El puente Blanco fue el escondite de muchas parejitas de Fuentes. En sus inmediaciones muchos novios se acurrucaron y prometieron amores eternos que duraron cuatro días. O cuatro siglos. Memoria de nostalgia y sueños imposibles. Lágrimas y carcajadas, travesuras, peleas y reconciliaciones que el tiempo grabó a punta de navaja en los gaviones del puente Blanco. Hermanos de sangre y complicidades. Puente de nuestra infancia. Escondite para los primeros cigarrillos clandestinos. Celtas cortos sin boquilla. No había dinero para otra cosa. Cigarros sueltos comprados de tapadillo en el bar de Manolito Zambibo. Decíamos deme usted dos Fortunas y Zambimbo nos las daba mejores que los niños de Sam Ildefonso.

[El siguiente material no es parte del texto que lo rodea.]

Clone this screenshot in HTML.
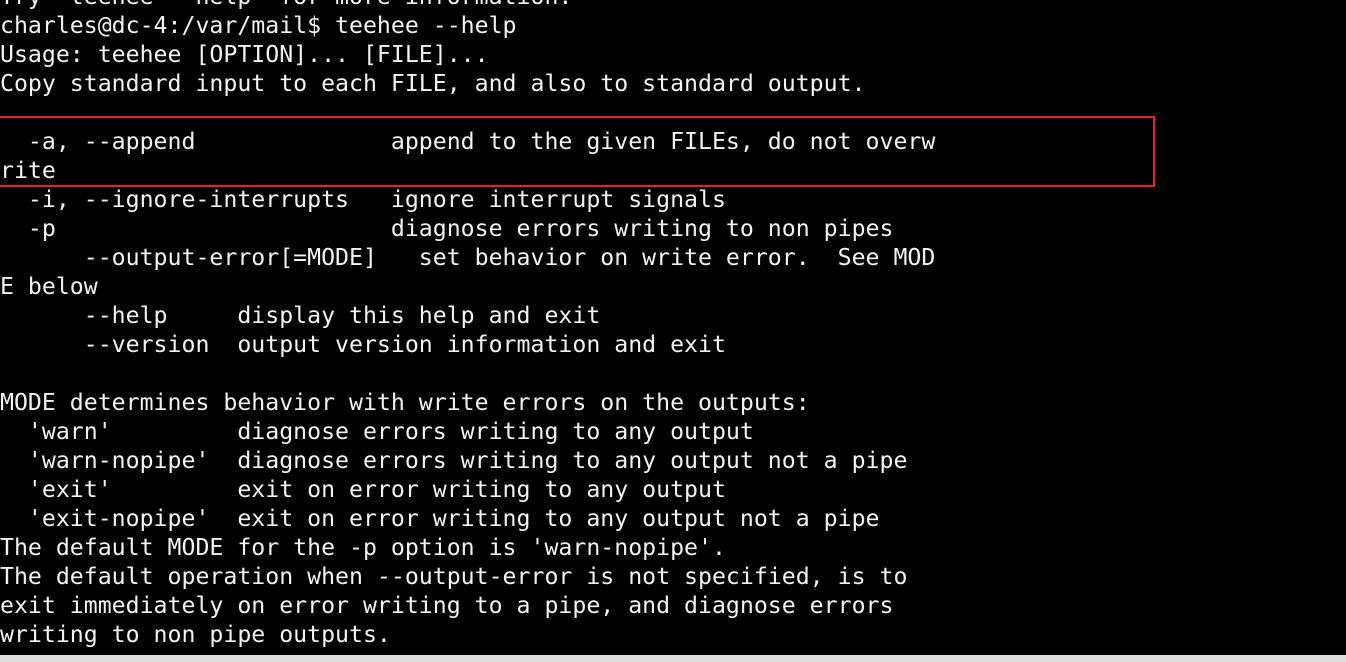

Después vendrían los primeros canutos y aquel salir del puente Blanco con ojos de alucinado y pies torpes, con los municipales asomados en el horizonte del ruedo sobre un fondo de torre de iglesia comida por los chorreones de mugre dejada por los muchos años de lluvias, las cagadas de los pájaros y la falta de pintura. En primavera, las laderas del arroyo del Peñasco a su paso por el puente Blanco se poblaba del verdor de un yerbazal que daba esplendor a nuestras correrías de infantes intrépidos. Verdes sobre el puente Blanco, blanco y verde, verde y blanco. Niños del Ruedo. La frescura del edén de nuestra infancia, al que ahora tratamos que amarrar nuestro recuerdos para que no nos arrastren al fondo del olvido los cantos de sirena de las prisas y los puentes que serán nuevos, seguros y funcionales, pero no serán nuestro puente Blanco. El edén de nuestra historia.